Editorial: Pay attention to your municipal budget

Money matters, but judging by the public turnout at the latest round of municipal budgeting, you wouldn’t know it

Money matters. But judging by the public turnout at the latest round of municipal budgeting, you wouldn’t know it.

Instead, it appears Saanich residents are rather content with their municipal services and are willing to accept annual incremental tax hikes that go beyond the regional norm. As long as the garbage is picked up on time and residential development permits are issued when requested, most people tend not to care about the bean-counting at municipal hall.

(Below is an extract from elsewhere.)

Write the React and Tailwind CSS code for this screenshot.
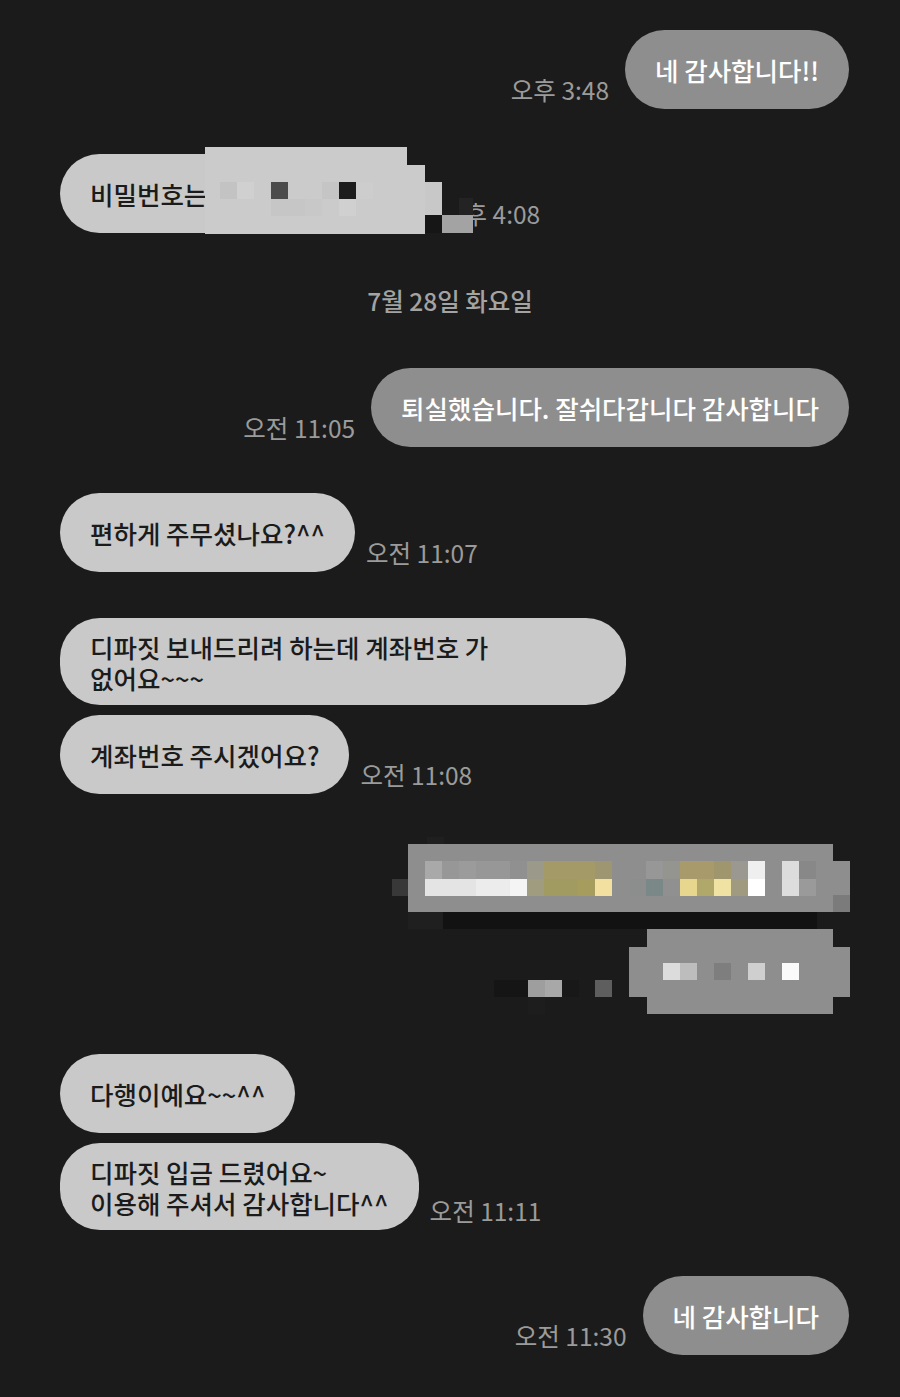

Part of that contentment can rightly be attributed to Saanich staff – from directors right down to front-line workers, police and fire – who show they’re a competent and hard-working team throughout the year. And to be fair, Saanich has its own set of challenges that make direct comparision to other Capital Region municipalities difficult. Development was slow last year, for one. Increasingly, however, municipalities are taking ownership to stimulate their local economies through innovative programs and partnerships.

Close to home, City of Victoria Mayor Lisa Helps has been doing the rounds to promote better local collaboration on economic concerns in what she’s dubbed “Metro Victoria.” That work should be supported by Saanich councillors like Fred Haynes, who plan to dig into better ways of supporting existing and attracting new business to the District.

Lawyer-poet John Godfrey Saxe summed up the appeal of the legislative process, when in 1869 he told the The Daily Cleveland Herald: “Laws, like sausages, cease to inspire respect in proportion as we know how they are made.” But local budgets, despite their sometimes numbing details, are still worth a hard look. After all, it’s your money.